Is Microsoft Azure running jobs in parallel automatically?-CodePudding

I am running a classification model in Microsoft Azure using the pyspark.ml.classification library with RandomForestClassifier.

My question:

I know in sklearn.ensemble.RandomForestClassifier you can specify the n_jobs parameter to configure number of jobs to run in parallel.

When using pyspark.ml.classification.RandomForestClassifier in Azure, I find that each job is run separately. It first runs, Job 1, when done it runs Job 2 etc.

Is there a way to specify the number of jobs to run in parallel in the pyspark.ml.classification.RandomForestClassifier function?

CodePudding user response：

Is there a way to specify the number of jobs to run in parallel in the pyspark.ml.classification.RandomForestClassifier function?

You can use RandomForest.trainClassifier() or write a user-defined function (udf) and train the RandomForest classifier.

from pyspark.mllib.regression import LabeledPoint
from pyspark.mllib.tree import RandomForest

data = [
    LabeledPoint(0.0, [0.0]),
    LabeledPoint(0.0, [1.0]),
    LabeledPoint(1.0, [2.0]),
    LabeledPoint(1.0, [3.0])
]
model = RandomForest.trainClassifier(sc.parallelize(data), 2, {}, 3, seed=42)
model.numTrees()
model.totalNumNodes()
print(model)
print(model.toDebugString())

 
model.predict([2.0])
model.predict([0.0])
rdd = sc.parallelize([[3.0], [1.0]])
model.predict(rdd).collect()

@pandas_udf(schema, PandasUDFType.GROUPED_MAP)
def train_RF(boston_pd):
    trees = boston_pd['trees'].unique()[0]
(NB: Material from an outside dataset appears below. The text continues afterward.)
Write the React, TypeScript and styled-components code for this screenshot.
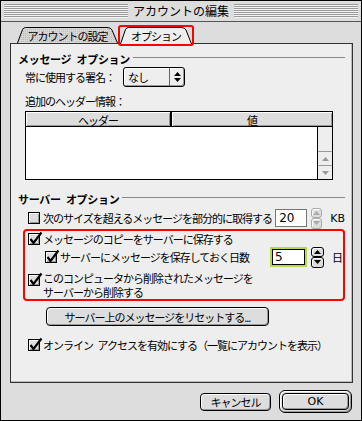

    # get the train and test groups 
    boston_train = boston_pd[boston_pd['training'] == 1]
    boston_test = boston_pd[boston_pd['training'] == 0] 
        
    # create data and label groups 
    y_train = boston_train['target']
    X_train = boston_train.drop(['target'], axis=1)
    y_test = boston_test['target']
    X_test = boston_test.drop(['target'], axis=1)
   
    # train a classifier 
    rf= RFR(n_estimators = trees)
    model = rf.fit(X_train, y_train)

    # make predictions
    y_pred = model.predict(X_test)
    r = pearsonr(y_pred, y_test)
    
    # return the number of trees, and the R value 
    return pd.DataFrame({'trees': trees, 'r_squared': (r[0]**2)}, index=[0])
  
# use the Pandas UDF
results = full_df.groupby('trees').apply(train_RF)

# print the results 
print(results.take(3))

You can refer to 3 Methods for Parallelization in Spark, Parallelism in spark.mllib and Training random forest classifier spark

CodePudding user response：

The Spark job you're describing does not have the same meaning with sklearn's job (which defining the parallelism via n_jobs parameter).

Spark does run your classifier in parallel (in the background). The "Job 1" and "Job 2" etc is more about running some sequential steps, one after another, and each of them still running with multiple executors behind the scene.